→ AIM:
Transcribe each line of the material as it is, and drop any picture.

════

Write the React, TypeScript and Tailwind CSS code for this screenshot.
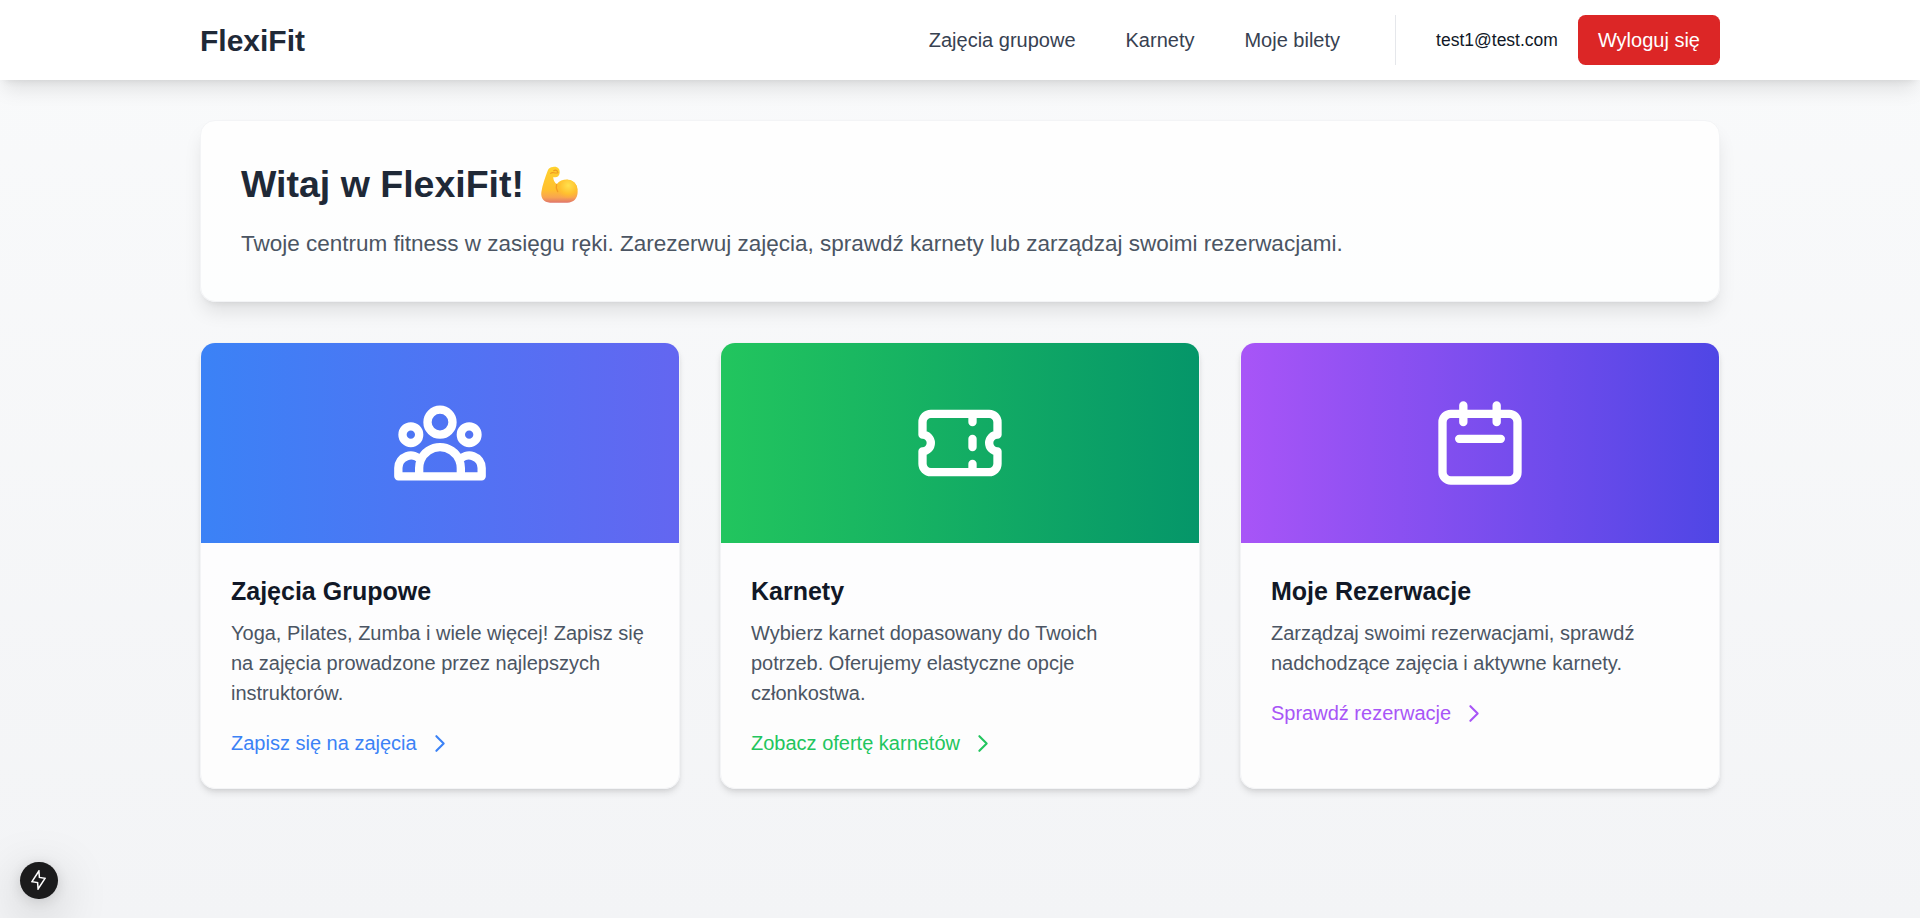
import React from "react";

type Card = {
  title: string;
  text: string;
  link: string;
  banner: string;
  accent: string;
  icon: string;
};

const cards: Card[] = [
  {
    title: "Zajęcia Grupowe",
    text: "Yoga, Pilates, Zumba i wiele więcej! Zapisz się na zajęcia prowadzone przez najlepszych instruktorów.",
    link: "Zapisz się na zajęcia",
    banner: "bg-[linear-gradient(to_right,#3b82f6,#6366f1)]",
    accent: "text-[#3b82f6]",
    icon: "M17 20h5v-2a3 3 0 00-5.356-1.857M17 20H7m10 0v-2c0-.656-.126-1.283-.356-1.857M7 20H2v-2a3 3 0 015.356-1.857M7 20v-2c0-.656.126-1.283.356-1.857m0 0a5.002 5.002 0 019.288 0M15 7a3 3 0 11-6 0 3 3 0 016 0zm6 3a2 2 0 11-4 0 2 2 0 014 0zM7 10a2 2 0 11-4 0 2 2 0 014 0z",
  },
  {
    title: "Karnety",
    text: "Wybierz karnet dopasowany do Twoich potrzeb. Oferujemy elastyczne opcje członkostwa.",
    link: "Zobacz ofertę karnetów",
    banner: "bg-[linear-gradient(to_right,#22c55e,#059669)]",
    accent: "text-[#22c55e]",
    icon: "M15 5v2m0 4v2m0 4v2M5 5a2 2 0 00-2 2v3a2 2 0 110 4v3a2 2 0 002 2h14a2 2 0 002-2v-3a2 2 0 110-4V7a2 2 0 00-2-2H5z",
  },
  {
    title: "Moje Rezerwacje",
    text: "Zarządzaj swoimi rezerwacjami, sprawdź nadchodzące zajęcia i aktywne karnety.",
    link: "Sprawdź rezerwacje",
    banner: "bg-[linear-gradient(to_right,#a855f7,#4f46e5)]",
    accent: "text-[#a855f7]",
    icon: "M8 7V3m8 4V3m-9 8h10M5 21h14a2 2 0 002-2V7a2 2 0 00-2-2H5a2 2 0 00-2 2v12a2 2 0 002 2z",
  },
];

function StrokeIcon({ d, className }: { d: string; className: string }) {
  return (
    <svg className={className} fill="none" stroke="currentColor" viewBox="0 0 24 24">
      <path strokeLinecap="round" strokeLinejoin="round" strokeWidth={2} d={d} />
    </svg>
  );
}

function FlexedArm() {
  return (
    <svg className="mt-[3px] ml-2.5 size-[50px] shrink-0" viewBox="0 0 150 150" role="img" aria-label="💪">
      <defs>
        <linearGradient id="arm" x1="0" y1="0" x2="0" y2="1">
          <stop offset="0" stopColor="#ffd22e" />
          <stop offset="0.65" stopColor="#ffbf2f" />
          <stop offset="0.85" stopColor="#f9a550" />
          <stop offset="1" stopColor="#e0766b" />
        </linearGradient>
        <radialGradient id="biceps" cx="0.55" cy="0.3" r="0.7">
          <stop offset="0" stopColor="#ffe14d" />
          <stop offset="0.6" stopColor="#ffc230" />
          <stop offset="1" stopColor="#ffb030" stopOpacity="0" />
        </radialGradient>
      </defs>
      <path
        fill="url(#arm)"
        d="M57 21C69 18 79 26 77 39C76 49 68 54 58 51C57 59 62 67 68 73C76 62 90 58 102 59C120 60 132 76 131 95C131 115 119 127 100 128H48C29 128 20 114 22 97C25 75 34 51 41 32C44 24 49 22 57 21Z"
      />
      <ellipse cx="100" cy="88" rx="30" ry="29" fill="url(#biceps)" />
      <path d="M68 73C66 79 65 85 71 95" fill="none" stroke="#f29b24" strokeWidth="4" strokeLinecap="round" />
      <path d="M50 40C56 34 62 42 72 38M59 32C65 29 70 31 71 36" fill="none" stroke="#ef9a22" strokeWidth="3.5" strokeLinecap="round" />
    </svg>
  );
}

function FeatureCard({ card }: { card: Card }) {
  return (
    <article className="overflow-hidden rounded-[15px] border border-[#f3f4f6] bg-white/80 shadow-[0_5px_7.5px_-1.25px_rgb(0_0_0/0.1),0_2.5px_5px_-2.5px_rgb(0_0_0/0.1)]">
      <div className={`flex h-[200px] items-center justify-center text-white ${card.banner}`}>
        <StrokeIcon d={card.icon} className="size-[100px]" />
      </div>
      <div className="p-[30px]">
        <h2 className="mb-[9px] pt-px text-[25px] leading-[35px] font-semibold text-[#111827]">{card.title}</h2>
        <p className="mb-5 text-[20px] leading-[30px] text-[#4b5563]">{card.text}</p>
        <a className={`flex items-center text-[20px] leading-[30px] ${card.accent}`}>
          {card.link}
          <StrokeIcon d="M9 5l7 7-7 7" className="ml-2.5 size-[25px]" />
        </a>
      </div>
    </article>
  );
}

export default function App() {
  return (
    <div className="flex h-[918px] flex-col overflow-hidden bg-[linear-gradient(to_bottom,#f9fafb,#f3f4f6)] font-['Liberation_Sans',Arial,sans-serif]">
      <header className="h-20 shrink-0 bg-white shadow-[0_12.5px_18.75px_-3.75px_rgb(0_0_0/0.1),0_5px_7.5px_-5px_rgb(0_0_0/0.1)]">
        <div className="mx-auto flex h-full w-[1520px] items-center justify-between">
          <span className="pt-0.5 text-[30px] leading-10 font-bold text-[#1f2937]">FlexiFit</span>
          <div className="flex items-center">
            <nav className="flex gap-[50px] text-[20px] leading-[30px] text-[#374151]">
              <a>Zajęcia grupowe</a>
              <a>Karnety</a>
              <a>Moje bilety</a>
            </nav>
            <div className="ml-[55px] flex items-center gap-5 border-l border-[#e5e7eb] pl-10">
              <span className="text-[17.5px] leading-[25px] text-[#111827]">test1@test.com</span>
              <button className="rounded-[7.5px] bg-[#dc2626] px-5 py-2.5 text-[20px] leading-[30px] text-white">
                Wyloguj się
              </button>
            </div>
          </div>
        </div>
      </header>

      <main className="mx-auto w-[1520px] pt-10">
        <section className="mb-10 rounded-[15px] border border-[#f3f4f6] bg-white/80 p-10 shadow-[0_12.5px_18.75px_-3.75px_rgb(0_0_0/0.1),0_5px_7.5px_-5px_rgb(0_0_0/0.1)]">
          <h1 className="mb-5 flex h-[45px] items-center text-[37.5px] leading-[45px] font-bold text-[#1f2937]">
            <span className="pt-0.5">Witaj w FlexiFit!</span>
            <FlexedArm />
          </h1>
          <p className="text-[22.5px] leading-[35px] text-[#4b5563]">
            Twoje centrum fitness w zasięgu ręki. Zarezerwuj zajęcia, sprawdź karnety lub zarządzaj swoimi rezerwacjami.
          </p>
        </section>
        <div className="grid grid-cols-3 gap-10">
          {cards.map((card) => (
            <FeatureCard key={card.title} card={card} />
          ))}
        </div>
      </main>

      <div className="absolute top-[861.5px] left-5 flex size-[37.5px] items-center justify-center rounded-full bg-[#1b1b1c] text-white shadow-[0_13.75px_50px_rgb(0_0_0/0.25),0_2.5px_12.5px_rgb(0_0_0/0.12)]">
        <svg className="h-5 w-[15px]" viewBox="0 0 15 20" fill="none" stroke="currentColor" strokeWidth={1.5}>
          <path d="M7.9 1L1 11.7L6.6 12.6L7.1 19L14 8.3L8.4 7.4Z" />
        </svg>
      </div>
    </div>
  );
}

════

→ TASK RESPONSE:
Write the React, TypeScript and Tailwind CSS code for this screenshot.
import React from "react";

type Card = {
  title: string;
  text: string;
  link: string;
  banner: string;
  accent: string;
  icon: string;
};

const cards: Card[] = [
  {
    title: "Zajęcia Grupowe",
    text: "Yoga, Pilates, Zumba i wiele więcej! Zapisz się na zajęcia prowadzone przez najlepszych instruktorów.",
    link: "Zapisz się na zajęcia",
    banner: "bg-[linear-gradient(to_right,#3b82f6,#6366f1)]",
    accent: "text-[#3b82f6]",
    icon: "M17 20h5v-2a3 3 0 00-5.356-1.857M17 20H7m10 0v-2c0-.656-.126-1.283-.356-1.857M7 20H2v-2a3 3 0 015.356-1.857M7 20v-2c0-.656.126-1.283.356-1.857m0 0a5.002 5.002 0 019.288 0M15 7a3 3 0 11-6 0 3 3 0 016 0zm6 3a2 2 0 11-4 0 2 2 0 014 0zM7 10a2 2 0 11-4 0 2 2 0 014 0z",
  },
  {
    title: "Karnety",
    text: "Wybierz karnet dopasowany do Twoich potrzeb. Oferujemy elastyczne opcje członkostwa.",
    link: "Zobacz ofertę karnetów",
    banner: "bg-[linear-gradient(to_right,#22c55e,#059669)]",
    accent: "text-[#22c55e]",
    icon: "M15 5v2m0 4v2m0 4v2M5 5a2 2 0 00-2 2v3a2 2 0 110 4v3a2 2 0 002 2h14a2 2 0 002-2v-3a2 2 0 110-4V7a2 2 0 00-2-2H5z",
  },
  {
    title: "Moje Rezerwacje",
    text: "Zarządzaj swoimi rezerwacjami, sprawdź nadchodzące zajęcia i aktywne karnety.",
    link: "Sprawdź rezerwacje",
    banner: "bg-[linear-gradient(to_right,#a855f7,#4f46e5)]",
    accent: "text-[#a855f7]",
    icon: "M8 7V3m8 4V3m-9 8h10M5 21h14a2 2 0 002-2V7a2 2 0 00-2-2H5a2 2 0 00-2 2v12a2 2 0 002 2z",
  },
];

function StrokeIcon({ d, className }: { d: string; className: string }) {
  return (
    <svg className={className} fill="none" stroke="currentColor" viewBox="0 0 24 24">
      <path strokeLinecap="round" strokeLinejoin="round" strokeWidth={2} d={d} />
    </svg>
  );
}

function FlexedArm() {
  return (
    <svg className="mt-[3px] ml-2.5 size-[50px] shrink-0" viewBox="0 0 150 150" role="img" aria-label="💪">
      <defs>
        <linearGradient id="arm" x1="0" y1="0" x2="0" y2="1">
          <stop offset="0" stopColor="#ffd22e" />
          <stop offset="0.65" stopColor="#ffbf2f" />
          <stop offset="0.85" stopColor="#f9a550" />
          <stop offset="1" stopColor="#e0766b" />
        </linearGradient>
        <radialGradient id="biceps" cx="0.55" cy="0.3" r="0.7">
          <stop offset="0" stopColor="#ffe14d" />
          <stop offset="0.6" stopColor="#ffc230" />
          <stop offset="1" stopColor="#ffb030" stopOpacity="0" />
        </radialGradient>
      </defs>
      <path
        fill="url(#arm)"
        d="M57 21C69 18 79 26 77 39C76 49 68 54 58 51C57 59 62 67 68 73C76 62 90 58 102 59C120 60 132 76 131 95C131 115 119 127 100 128H48C29 128 20 114 22 97C25 75 34 51 41 32C44 24 49 22 57 21Z"
      />
      <ellipse cx="100" cy="88" rx="30" ry="29" fill="url(#biceps)" />
      <path d="M68 73C66 79 65 85 71 95" fill="none" stroke="#f29b24" strokeWidth="4" strokeLinecap="round" />
      <path d="M50 40C56 34 62 42 72 38M59 32C65 29 70 31 71 36" fill="none" stroke="#ef9a22" strokeWidth="3.5" strokeLinecap="round" />
    </svg>
  );
}

function FeatureCard({ card }: { card: Card }) {
  return (
    <article className="overflow-hidden rounded-[15px] border border-[#f3f4f6] bg-white/80 shadow-[0_5px_7.5px_-1.25px_rgb(0_0_0/0.1),0_2.5px_5px_-2.5px_rgb(0_0_0/0.1)]">
      <div className={`flex h-[200px] items-center justify-center text-white ${card.banner}`}>
        <StrokeIcon d={card.icon} className="size-[100px]" />
      </div>
      <div className="p-[30px]">
        <h2 className="mb-[9px] pt-px text-[25px] leading-[35px] font-semibold text-[#111827]">{card.title}</h2>
        <p className="mb-5 text-[20px] leading-[30px] text-[#4b5563]">{card.text}</p>
        <a className={`flex items-center text-[20px] leading-[30px] ${card.accent}`}>
          {card.link}
          <StrokeIcon d="M9 5l7 7-7 7" className="ml-2.5 size-[25px]" />
        </a>
      </div>
    </article>
  );
}

export default function App() {
  return (
    <div className="flex h-[918px] flex-col overflow-hidden bg-[linear-gradient(to_bottom,#f9fafb,#f3f4f6)] font-['Liberation_Sans',Arial,sans-serif]">
      <header className="h-20 shrink-0 bg-white shadow-[0_12.5px_18.75px_-3.75px_rgb(0_0_0/0.1),0_5px_7.5px_-5px_rgb(0_0_0/0.1)]">
        <div className="mx-auto flex h-full w-[1520px] items-center justify-between">
          <span className="pt-0.5 text-[30px] leading-10 font-bold text-[#1f2937]">FlexiFit</span>
          <div className="flex items-center">
            <nav className="flex gap-[50px] text-[20px] leading-[30px] text-[#374151]">
              <a>Zajęcia grupowe</a>
              <a>Karnety</a>
              <a>Moje bilety</a>
            </nav>
            <div className="ml-[55px] flex items-center gap-5 border-l border-[#e5e7eb] pl-10">
              <span className="text-[17.5px] leading-[25px] text-[#111827]">test1@test.com</span>
              <button className="rounded-[7.5px] bg-[#dc2626] px-5 py-2.5 text-[20px] leading-[30px] text-white">
                Wyloguj się
              </button>
            </div>
          </div>
        </div>
      </header>

      <main className="mx-auto w-[1520px] pt-10">
        <section className="mb-10 rounded-[15px] border border-[#f3f4f6] bg-white/80 p-10 shadow-[0_12.5px_18.75px_-3.75px_rgb(0_0_0/0.1),0_5px_7.5px_-5px_rgb(0_0_0/0.1)]">
          <h1 className="mb-5 flex h-[45px] items-center text-[37.5px] leading-[45px] font-bold text-[#1f2937]">
            <span className="pt-0.5">Witaj w FlexiFit!</span>
            <FlexedArm />
          </h1>
          <p className="text-[22.5px] leading-[35px] text-[#4b5563]">
            Twoje centrum fitness w zasięgu ręki. Zarezerwuj zajęcia, sprawdź karnety lub zarządzaj swoimi rezerwacjami.
          </p>
        </section>
        <div className="grid grid-cols-3 gap-10">
          {cards.map((card) => (
            <FeatureCard key={card.title} card={card} />
          ))}
        </div>
      </main>

      <div className="absolute top-[861.5px] left-5 flex size-[37.5px] items-center justify-center rounded-full bg-[#1b1b1c] text-white shadow-[0_13.75px_50px_rgb(0_0_0/0.25),0_2.5px_12.5px_rgb(0_0_0/0.12)]">
        <svg className="h-5 w-[15px]" viewBox="0 0 15 20" fill="none" stroke="currentColor" strokeWidth={1.5}>
          <path d="M7.9 1L1 11.7L6.6 12.6L7.1 19L14 8.3L8.4 7.4Z" />
        </svg>
      </div>
    </div>
  );
}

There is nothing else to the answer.